Monday, June 18, 2012

Jesus Loves You (Part I)




            I apologize for a multiple-part blog.  It gets pretty intense and people wonder why I’m long winded.  Someone once wrote to someone else and apologized “for writing such a long letter, I didn’t have time to write a short one”.  So I’m going to write a lot because being concise is hard.  I appreciate your grace.  I think some of these ideas have the potential to change your (and my) life.  So don’t walk in here for a theology lesson, but to apply truth to your life.

Jesus loves you.  Perhaps one of the weightiest ideas of all history has been condensed to a trite cliché that people mainly use as a passive aggressive way to vent their anger at the car that’s cutting them off.  The same phrase that has the ability to change everything about a person, the whole lifestyle, the whole mind-frame, the whole outlook, has been transformed into something different, lesser, worse. 

I know this is so because for the past couple days I have been contemplating this phrase and its relevancy, and not once have I been reduced to tears.  Not once have I dropped to the ground in sheer awe of the magnitude of such a phrase.  Not once have I called a friend and just wept with joy at the power of this statement.  Why is this so?  I’m claiming that this phrase could be the most significant piece of knowledge in all of human history, and yet I’m coming at it as if it were a science project or a math problem.  Why am I seemingly unmoved at what I call the most powerful piece of knowledge there is?  I think it’s because we as a church and a body of believers have taken the single greatest piece of knowledge there is, “Jesus loves you”, and have made it a trite cliché to say when people are depressed.  We’ve stamped it on so many T-shirts, mints, bouncy balls, and cross necklaces, that it has become almost irrelevant.

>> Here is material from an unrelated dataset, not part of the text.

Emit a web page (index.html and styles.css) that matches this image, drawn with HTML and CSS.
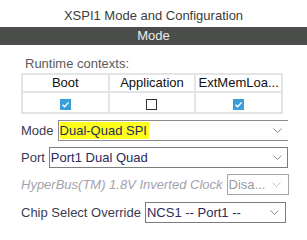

So my goal with this writing is to go through the phrase “Jesus loves you” one word at a time and try to convince you of its significance and worth!

The first word is “Jesus”.  I think this is the part that turns most people off from the concept completely.  Who’s Jesus?  If I held a sign on the street saying that “Joan of Arc loves you”, people would think I was crazy, she’s dead and thus unable to love.  If I posted a Facebook status that said, “Bill Gates loves you!”, people would deny it.  Either Bill Gates is a creeper, or I’m lying about the affection that he has for you.  You’ve never hung out with Bill Gates, so for him to express his undying love for you would be taking things slightly fast.  A DTR or conversation over coffee would have been nice before he starts telling everyone how deep his affection is for you.  If I told you that the Tooth Fairy loves you, you’d think I was ignorant.  Because the Tooth Fairy doesn’t exist (sorry to my large 4-year old audience; you had to know at some point), she is incapable of love (sorry to Dwayne “The Rock” Johnson for designating the Fairy a “she”.  Nothing personal).  It’s nonsensical and absurd to tell someone that Joan of Arc, Bill Gates, or the Tooth Fairy loves you. 

Which may be why this phrase has lost some of its potential impact.  Without clarifying the nature of Jesus, Christians have told thousands of people that a historical figure loves them.  A dead man can’t love.  Neither can a distant and unknown or imaginary one.  And so why is the historical figure of Jesus separate from other historical figures?

The answer is a doozy.  If I sound crazy for writing all this, I apologize.  Sometimes you look at the words you’ve written and feel like a lunatic scribbling conspiracies on his walls.  What’s different and better about Jesus that makes him capable of personal love?  Well, I’ve come to the conclusion that he wasn’t really just a historical figure.  Not that he didn’t exist, but that he has existed for quite some time.  Not that he didn’t live on earth with the rest of us, but that he also made the earth, and life, and the rest of us.  I don’t think Jesus was just a historical figure like Joan of Arc or Napoleon, I think he was and is a preeminent figure, an everlasting and all-mighty figure.  Not just a God that makes but that also loves.  If Jesus was God, that’s significant.  If Jesus was a God who loves, that changes everything.  If Jesus was God whose only mission on the earth was to love and die on account of love, then I should be on the ground sobbing right now.  If there is a God who not only loves but also sacrifices Himself to show love, that means that love isn’t a cute cliché, a nice idea, or a happy thought.  It means that love is powerful and real and can actually change things.  If love prompted God to die, then perhaps love has the power to do the same for me.  Perhaps this love that has been shown can also be received and can also be emulated.  Which changes everything for me.

Because of the fact that Jesus is a preeminent, all-powerful, all-loving God and not merely a historical figure, I have HOPE.  The fact that Jesus died on a cross puts some weight to the phrase “Jesus loves you” as the fact that He rose puts credibility onto it.  This phrase suddenly doesn’t become trite, but instead turns into the most powerful phrase of history.  The God of all power sacrificed His power for love.  The God in control gave up everything.  This is hope.